Confronted by Mortality - Mom's Bladder Cancer Diagnosis
As a child I believed my parents would be around forever. They were always there. They were the one constant in a changing world. But as life experience is gained, an understanding of the circle of life is also inherited. A sort of awareness that parents, grandparents–in fact, everyone that is around us–will not be around forever. This is the natural order. But when a cancer diagnosis comes into our lives, we become cognizant of our and our loved ones’ mortality–whether we want to or not.
Diagnosis means confronting mortality
A cancer diagnosis is so much more than an explanation of what is making someone ill. It changes everything. Not just for the patient, but for caregivers, family and friends too! From the day I received the news of my mother’s bladder cancer, I started questioning my own mortality; I questioned how I was living; I questioned all of my behaviors. I had a new lens through which I now looked at life.
This gave me a new understanding of mortality. A new way of thinking about health and sickness. This change in how I think was triggered by my mother’s diagnosis. At first, I wished I could go back to my blissful ignorance from before I received the news that there is bladder cancer in the family. But as I reflect over what I have learned in the 6 years since my mother’s diagnosis, I’ve come to accept and appreciate that being aware of our mortality is not such a bad thing.
Cancer is a whole family illness
It seems an odd thing to say, but cancer is now a part of my life–even though I, personally, have never been diagnosed with this evil disease. Cancer is also a part of my medical history and something I consider regularly. It is something I have learned to understand.
I have seen how cancer can change someone’s life, someone’s body, someone’s way of living. It can have catastrophic effects and change what is possible, what you can and can’t do. But it can also be the catalyst for change.
Through my mother’s cancer diagnosis and subsequent cancer journey, I am different. I am more aware of symptoms, treatments, and other cancer related information. But I am also different in another way because of cancer.

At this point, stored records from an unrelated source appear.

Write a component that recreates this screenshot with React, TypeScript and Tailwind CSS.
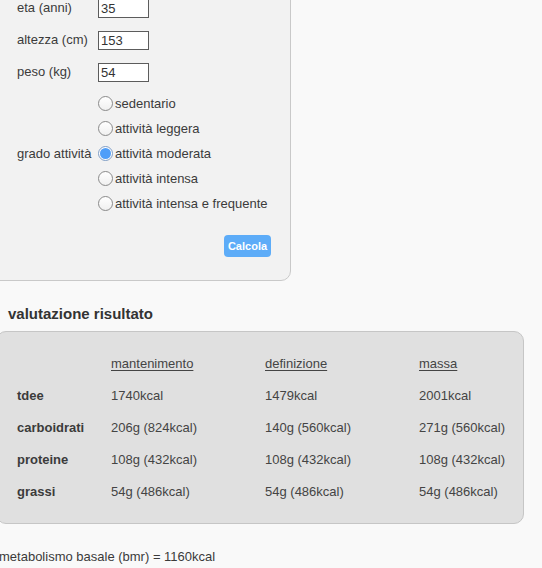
const FONT = "font-['Liberation_Sans',Arial,sans-serif]";

const FIELDS = [
  { label: "eta (anni)", value: "35" },
  { label: "altezza (cm)", value: "153" },
  { label: "peso (kg)", value: "54" },
];

const ACTIVITY = [
  "sedentario",
  "attività leggera",
  "attività moderata",
  "attività intensa",
  "attività intensa e frequente",
];

const COLUMNS = ["mantenimento", "definizione", "massa"];

const ROWS = [
  { label: "tdee", values: ["1740kcal", "1479kcal", "2001kcal"] },
  { label: "carboidrati", values: ["206g (824kcal)", "140g (560kcal)", "271g (560kcal)"] },
  { label: "proteine", values: ["108g (432kcal)", "108g (432kcal)", "108g (432kcal)"] },
  { label: "grassi", values: ["54g (486kcal)", "54g (486kcal)", "54g (486kcal)"] },
];

function Radio({ checked }: { checked: boolean }) {
  return (
    <span
      className={
        "mr-[2px] flex h-[15px] w-[15px] shrink-0 items-center justify-center rounded-full border " +
        (checked
          ? "border-[#7e9cc4] bg-white"
          : "border-[#8a8a8a] bg-gradient-to-b from-white to-[#f0f0f0]")
      }
    >
      {checked && <span className="h-[11px] w-[11px] rounded-full bg-[#4f9ef8]" />}
    </span>
  );
}

export default function App() {
  return (
    <div className={`min-h-[568px] overflow-hidden bg-[#f9f9f9] text-[13px] text-[#3b3b3b] ${FONT}`}>
      {/* form panel (top is scrolled away) */}
      <div className="-mt-[9px] -ml-[10px] w-[301px] rounded-b-[10px] border border-[#c9c9c9] bg-[#f2f2f2] pb-[23px] pl-[26px] pr-[19px]">
        {FIELDS.map((f) => (
          <div key={f.label} className="grid h-[32px] grid-cols-[81px_auto] items-center">
            <span>{f.label}</span>
            <input
              readOnly
              value={f.value}
              className="h-[19px] w-[51px] border border-[#5c5c5c] bg-white px-[2px] text-[13px] leading-none text-[#333] outline-none"
            />
          </div>
        ))}

        <div className="mt-[3px] grid grid-cols-[81px_auto]">
          <span className="self-center">grado attività</span>
          <div className="flex flex-col">
            {ACTIVITY.map((a, i) => (
              <label key={a} className="flex h-[25px] items-center">
                <Radio checked={i === 2} />
                <span>{a}</span>
              </label>
            ))}
          </div>
        </div>

        <div className="mt-[19px] flex justify-end">
          <button className="h-[22px] w-[47px] rounded-[4px] bg-[#5dacf8] text-[11px] font-bold text-white">
            Calcola
          </button>
        </div>
      </div>

      <h2 className="mt-[24px] ml-[8px] text-[15px] font-bold leading-[17px] text-[#333]">
        valutazione risultato
      </h2>

      {/* results */}
      <div className="mt-[9px] -ml-[4px] w-[528px] rounded-[10px] border border-[#c6c6c6] bg-[#e0e0e0] pt-[16px] pb-[15px] pl-[20px] text-[#444]">
        <div className="grid h-[32px] grid-cols-[94px_154px_154px_auto] items-center">
          <span />
          {COLUMNS.map((c) => (
            <span key={c} className="underline underline-offset-2">
              {c}
            </span>
          ))}
        </div>
        {ROWS.map((r) => (
          <div key={r.label} className="grid h-[32px] grid-cols-[94px_154px_154px_auto] items-center">
            <span className="font-bold text-[#3b3b3b]">{r.label}</span>
            {r.values.map((v, i) => (
              <span key={i}>{v}</span>
            ))}
          </div>
        ))}
      </div>

      <p className="mt-[25px] -ml-[1px] leading-[15px]">metabolismo basale (bmr) = 1160kcal</p>
    </div>
  );
}
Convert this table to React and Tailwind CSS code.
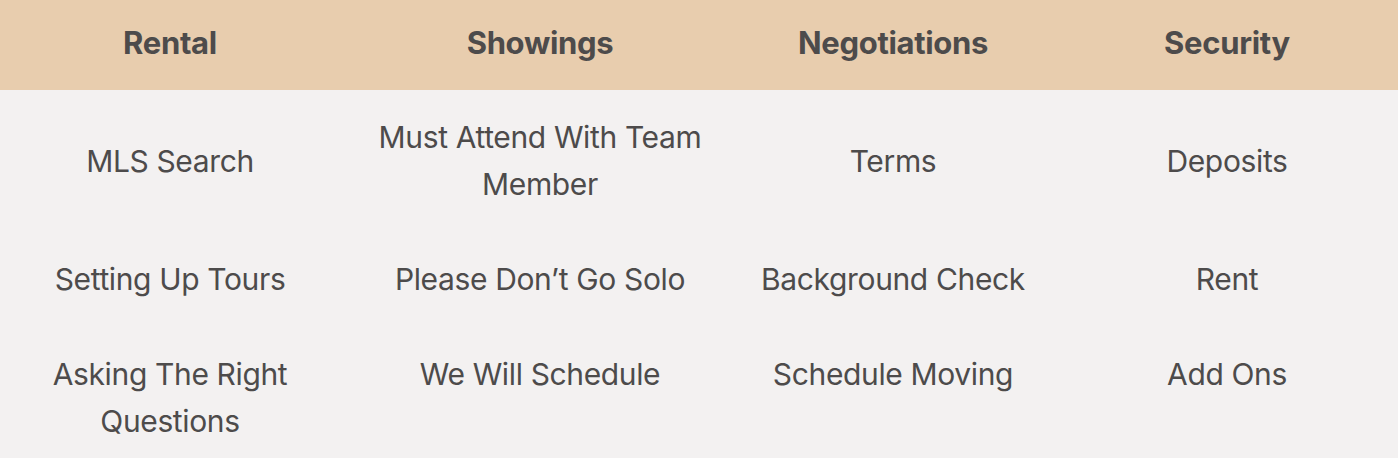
import React from 'react'

const headers = ['Rental', 'Showings', 'Negotiations', 'Security']

const rows = [
  { align: 'items-center', cells: ['MLS Search', 'Must Attend With Team Member', 'Terms', 'Deposits'] },
  { align: 'items-center', cells: ['Setting Up Tours', 'Please Don\u2019t Go Solo', 'Background Check', 'Rent'] },
  { align: 'items-start', cells: ['Asking The Right Questions', 'We Will Schedule', 'Schedule Moving', 'Add Ons'] },
]

const cols = 'grid grid-cols-[340px_400px_306px_1fr]'

export default function App() {
  return (
    <div className="w-[1398px] h-[458px] overflow-hidden bg-[#f3f1f1] text-[#4d4b4b]" style={{ fontFamily: 'Inter, "Noto Sans", sans-serif' }}>
      <div className={`${cols} h-[90px] bg-[#e8cdae]`}>
        {headers.map((h, j) => (
          <div key={h} className={`flex items-center justify-center pb-1 text-[31px] font-bold tracking-[-0.01em] ${j === 3 ? 'pl-[10px]' : ''}`}>{h}</div>
        ))}
      </div>
      {rows.map((r, i) => (
        <div key={i} className={`${cols} ${r.align}`}>
          {r.cells.map((c, j) => (
            <div key={j} className={`py-6 text-center text-[30px] leading-[47px] tracking-[-0.012em] ${j === 3 ? 'pl-[18px] pr-2' : 'px-8'} ${j === 2 ? '!px-1' : ''}`}>{c}</div>
          ))}
        </div>
      ))}
    </div>
  )
}
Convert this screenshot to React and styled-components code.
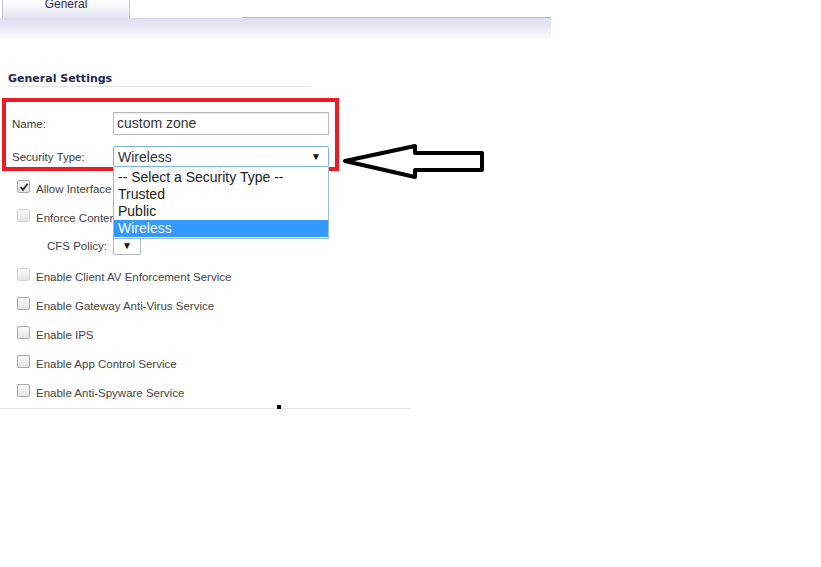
import React from 'react';
import styled, { createGlobalStyle } from 'styled-components';

const GlobalStyle = createGlobalStyle`
  html, body {
    margin: 0;
    padding: 0;
    background: #ffffff;
  }
  body {
    font-family: 'Liberation Sans', Arial, sans-serif;
    color: #333333;
  }
`;

const Page = styled.div`
  position: relative;
  width: 821px;
  height: 567px;
`;

const Panel = styled.div`
  width: 551px;
`;

const TabBar = styled.div`
  display: flex;
  align-items: flex-end;
  height: 18px;
`;

const Tab = styled.div`
  width: 126px;
  height: 18px;
  margin-left: 2px;
  border-left: 1px solid #c4c6d4;
  border-right: 1px solid #c4c6d4;
  background: linear-gradient(to bottom, #ffffff 0%, #f2f3f9 55%, #e2e4f1 100%);
  display: flex;
  justify-content: center;
  align-items: flex-start;
  font-size: 12px;
  line-height: 8px;
  color: #2b2b50;
  overflow: hidden;
`;

const TabRule = styled.div`
  flex: 1;
  margin-left: 112px;
  height: 1px;
  background: #b4b7c9;
`;

const Band = styled.div`
  height: 22px;
  background: linear-gradient(to bottom, #dcdef0 0%, #e9eaf5 45%, #ffffff 100%);
`;

const Section = styled.div`
  padding-top: 33px;
`;

const SectionTitle = styled.h3`
  margin: 0 0 0 8px;
  width: 303px;
  padding-bottom: 1px;
  border-bottom: 1px solid #e2e2e8;
  font-family: 'DejaVu Sans', Verdana, sans-serif;
  font-size: 11px;
  line-height: 12px;
  font-weight: 700;
  color: #23264f;
`;

const Highlight = styled.div`
  box-sizing: border-box;
  width: 337px;
  height: 73px;
  margin: 11px 0 0 2px;
  padding: 10px 0 0 6px;
  border: 4px solid #ec1c24;
  display: flex;
  flex-direction: column;
  gap: 11px;
`;

const FieldRow = styled.div`
  display: flex;
  align-items: center;
  font-size: 11.5px;
  color: #3a3a3a;
`;

const FieldLabel = styled.span`
  width: 101px;
  flex-shrink: 0;
`;

const TextInput = styled.div`
  box-sizing: border-box;
  width: 216px;
  height: 23px;
  padding: 0 3px;
  border: 1px solid #b9b9b9;
  box-shadow: inset 0 1px 1px rgba(0, 0, 0, 0.08);
  font-size: 14px;
  line-height: 20px;
  color: #333;
`;

const SelectWrap = styled.div`
  position: relative;
`;

const Select = styled.div`
  box-sizing: border-box;
  width: ${(p) => p.$w}px;
  height: ${(p) => p.$h}px;
  padding: 0 4px;
  border: 1px solid ${(p) => (p.$focus ? '#7fb2e6' : '#b5b5b5')};
  border-radius: 2px;
  display: flex;
  align-items: center;
  justify-content: space-between;
  font-size: 14px;
  color: #333;
  background: #fff;
`;

const Caret = styled.span`
  font-size: 10px;
  color: #111;
  margin-left: auto;
  padding-right: ${(p) => p.$pr || 3}px;
`;

const Options = styled.ul`
  position: absolute;
  top: 100%;
  left: 0;
  z-index: 2;
  box-sizing: border-box;
  width: 216px;
  margin: 0;
  padding: 2px 0 1px;
  list-style: none;
  background: #fff;
  border: 1px solid #9db6d6;
  border-top: none;
`;

const Option = styled.li`
  height: 17px;
  padding-left: 4px;
  font-size: 14px;
  line-height: 17px;
  color: ${(p) => (p.$active ? '#ffffff' : '#222')};
  background: ${(p) => (p.$active ? '#3399ff' : 'transparent')};
`;

const CheckList = styled.div`
  padding-top: 3px;
`;

const CheckRow = styled.div`
  display: flex;
  align-items: center;
  height: ${(p) => p.$h || 29}px;
  margin-top: ${(p) => p.$mt || 0}px;
  padding-left: ${(p) => p.$indent || 17}px;
  font-size: 11.5px;
  color: #444;
`;

const Box = styled.span`
  box-sizing: border-box;
  width: 13px;
  height: 13px;
  margin-right: 6px;
  margin-top: -4px;
  border: 1px solid ${(p) => (p.$dim ? '#d6d6d6' : '#a8a8a8')};
  border-radius: 2px;
  background: linear-gradient(to bottom, #fafafa, #e4e4e4);
  display: flex;
  align-items: center;
  justify-content: center;
`;

const PolicyLabel = styled.span`
  width: 66px;
  flex-shrink: 0;
`;

const Footer = styled.div`
  position: relative;
  width: 411px;
  height: 1px;
  margin-top: 1px;
  background: #e2e2e2;
`;

const Cursor = styled.span`
  position: absolute;
  left: 277px;
  bottom: 0;
  width: 4px;
  height: 4px;
  background: #000;
`;

const Arrow = styled.svg`
  position: absolute;
  left: 343px;
  top: 141px;
`;

const Check = () => (
  <svg width="10" height="10" viewBox="0 0 10 10">
    <path d="M1.5 5.2 L4 7.8 L8.6 1.8" fill="none" stroke="#333" strokeWidth="1.8" />
  </svg>
);

const services = [
  { label: 'Enable Client AV Enforcement Service', dim: true },
  { label: 'Enable Gateway Anti-Virus Service' },
  { label: 'Enable IPS' },
  { label: 'Enable App Control Service' },
  { label: 'Enable Anti-Spyware Service' },
];

const zoneTypes = ['-- Select a Security Type --', 'Trusted', 'Public', 'Wireless'];

export default function App() {
  return (
    <Page>
      <GlobalStyle />
      <Panel>
        <TabBar>
          <Tab>General</Tab>
          <TabRule />
        </TabBar>
        <Band />
        <Section>
          <SectionTitle>General Settings</SectionTitle>
          <Highlight>
            <FieldRow>
              <FieldLabel>Name:</FieldLabel>
              <TextInput>custom zone</TextInput>
            </FieldRow>
            <FieldRow>
              <FieldLabel>Security Type:</FieldLabel>
              <SelectWrap>
                <Select $w={216} $h={21} $focus>
                  Wireless
                  <Caret>▼</Caret>
                </Select>
                <Options>
                  {zoneTypes.map((t) => (
                    <Option key={t} $active={t === 'Wireless'}>
                      {t}
                    </Option>
                  ))}
                </Options>
              </SelectWrap>
            </FieldRow>
          </Highlight>
          <CheckList>
            <CheckRow>
              <Box>
                <Check />
              </Box>
              Allow Interface Trust
            </CheckRow>
            <CheckRow>
              <Box $dim />
              Enforce Content Filtering Service
            </CheckRow>
            <CheckRow $h={27} $indent={47}>
              <PolicyLabel>CFS Policy:</PolicyLabel>
              <Select $w={28} $h={19}>
                <Caret $pr={4}>▼</Caret>
              </Select>
            </CheckRow>
            {services.map((s, i) => (
              <CheckRow key={s.label} $mt={i === 0 ? 3 : 0}>
                <Box $dim={s.dim} />
                {s.label}
              </CheckRow>
            ))}
          </CheckList>
          <Footer>
            <Cursor />
          </Footer>
        </Section>
      </Panel>
      <Arrow width="142" height="41" viewBox="0 0 142 41">
        <path
          d="M2 20 L72 5 L72 12 L139 12 L139 29 L72 29 L72 36 Z"
          fill="#fff"
          stroke="#000"
          strokeWidth="4"
          strokeLinejoin="round"
        />
      </Arrow>
    </Page>
  );
}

Learning to live in the moment
Cancer has taught me to appreciate the small things. To celebrate every win–big or small. To literally stop and smell the flowers. To take calculated risks. To challenge myself. To grab life and make memories. To do the things that scare me. To take the plunge into new adventures. To not be so scared of living–because life can be short, unpredictable and sometimes cruel.
Having a cancer diagnosis in the family has changed how I think about a lot of things. It’s changed me, irreversibly. On reflection, this is something I am incredibly thankful for. I have more knowledge about cancer; more understanding of the real effects of this disease; and, more importantly, a deeper understanding of what it means to live.